» **REQUIRED TASK**:
Nothing in the records may be left out or altered; reproduce them all exactly.

» **EXTRACTED ENTRIES**:
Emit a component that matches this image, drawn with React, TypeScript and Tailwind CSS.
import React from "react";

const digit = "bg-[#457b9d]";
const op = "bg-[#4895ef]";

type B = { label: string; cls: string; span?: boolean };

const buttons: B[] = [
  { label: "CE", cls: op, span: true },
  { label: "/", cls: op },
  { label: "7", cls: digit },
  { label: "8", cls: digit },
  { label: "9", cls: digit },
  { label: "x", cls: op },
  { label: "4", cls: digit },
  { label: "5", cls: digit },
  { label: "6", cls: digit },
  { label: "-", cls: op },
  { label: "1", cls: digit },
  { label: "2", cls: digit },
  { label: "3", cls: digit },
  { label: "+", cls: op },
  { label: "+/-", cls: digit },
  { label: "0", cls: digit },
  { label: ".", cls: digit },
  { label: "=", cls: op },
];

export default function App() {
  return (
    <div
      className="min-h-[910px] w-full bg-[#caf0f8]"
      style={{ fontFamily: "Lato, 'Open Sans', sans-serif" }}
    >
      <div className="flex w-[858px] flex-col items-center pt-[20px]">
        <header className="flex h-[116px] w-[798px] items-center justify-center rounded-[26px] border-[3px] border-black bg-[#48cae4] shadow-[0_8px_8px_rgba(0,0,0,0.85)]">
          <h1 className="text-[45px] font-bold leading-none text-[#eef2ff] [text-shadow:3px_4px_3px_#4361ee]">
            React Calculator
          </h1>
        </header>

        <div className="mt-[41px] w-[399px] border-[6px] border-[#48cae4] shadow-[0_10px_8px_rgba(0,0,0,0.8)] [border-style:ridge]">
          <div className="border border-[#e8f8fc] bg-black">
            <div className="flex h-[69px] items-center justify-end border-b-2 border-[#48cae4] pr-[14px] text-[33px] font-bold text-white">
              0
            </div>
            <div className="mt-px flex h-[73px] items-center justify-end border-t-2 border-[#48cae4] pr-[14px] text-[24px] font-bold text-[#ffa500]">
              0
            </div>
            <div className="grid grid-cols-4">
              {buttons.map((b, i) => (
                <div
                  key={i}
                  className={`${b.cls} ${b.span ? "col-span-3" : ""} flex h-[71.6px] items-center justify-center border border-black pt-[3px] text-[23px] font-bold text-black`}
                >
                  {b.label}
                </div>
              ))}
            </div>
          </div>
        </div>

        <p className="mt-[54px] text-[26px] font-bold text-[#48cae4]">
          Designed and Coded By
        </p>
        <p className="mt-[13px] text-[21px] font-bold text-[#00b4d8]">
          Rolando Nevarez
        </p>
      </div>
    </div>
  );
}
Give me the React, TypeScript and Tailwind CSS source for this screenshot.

» **RESPONSE FOR THIS EXERCISE**:
Emit a component that matches this image, drawn with React, TypeScript and Tailwind CSS.
import React from "react";

const digit = "bg-[#457b9d]";
const op = "bg-[#4895ef]";

type B = { label: string; cls: string; span?: boolean };

const buttons: B[] = [
  { label: "CE", cls: op, span: true },
  { label: "/", cls: op },
  { label: "7", cls: digit },
  { label: "8", cls: digit },
  { label: "9", cls: digit },
  { label: "x", cls: op },
  { label: "4", cls: digit },
  { label: "5", cls: digit },
  { label: "6", cls: digit },
  { label: "-", cls: op },
  { label: "1", cls: digit },
  { label: "2", cls: digit },
  { label: "3", cls: digit },
  { label: "+", cls: op },
  { label: "+/-", cls: digit },
  { label: "0", cls: digit },
  { label: ".", cls: digit },
  { label: "=", cls: op },
];

export default function App() {
  return (
    <div
      className="min-h-[910px] w-full bg-[#caf0f8]"
      style={{ fontFamily: "Lato, 'Open Sans', sans-serif" }}
    >
      <div className="flex w-[858px] flex-col items-center pt-[20px]">
        <header className="flex h-[116px] w-[798px] items-center justify-center rounded-[26px] border-[3px] border-black bg-[#48cae4] shadow-[0_8px_8px_rgba(0,0,0,0.85)]">
          <h1 className="text-[45px] font-bold leading-none text-[#eef2ff] [text-shadow:3px_4px_3px_#4361ee]">
            React Calculator
          </h1>
        </header>

        <div className="mt-[41px] w-[399px] border-[6px] border-[#48cae4] shadow-[0_10px_8px_rgba(0,0,0,0.8)] [border-style:ridge]">
          <div className="border border-[#e8f8fc] bg-black">
            <div className="flex h-[69px] items-center justify-end border-b-2 border-[#48cae4] pr-[14px] text-[33px] font-bold text-white">
              0
            </div>
            <div className="mt-px flex h-[73px] items-center justify-end border-t-2 border-[#48cae4] pr-[14px] text-[24px] font-bold text-[#ffa500]">
              0
            </div>
            <div className="grid grid-cols-4">
              {buttons.map((b, i) => (
                <div
                  key={i}
                  className={`${b.cls} ${b.span ? "col-span-3" : ""} flex h-[71.6px] items-center justify-center border border-black pt-[3px] text-[23px] font-bold text-black`}
                >
                  {b.label}
                </div>
              ))}
            </div>
          </div>
        </div>

        <p className="mt-[54px] text-[26px] font-bold text-[#48cae4]">
          Designed and Coded By
        </p>
        <p className="mt-[13px] text-[21px] font-bold text-[#00b4d8]">
          Rolando Nevarez
        </p>
      </div>
    </div>
  );
}
Give me the React, TypeScript and Tailwind CSS source for this screenshot.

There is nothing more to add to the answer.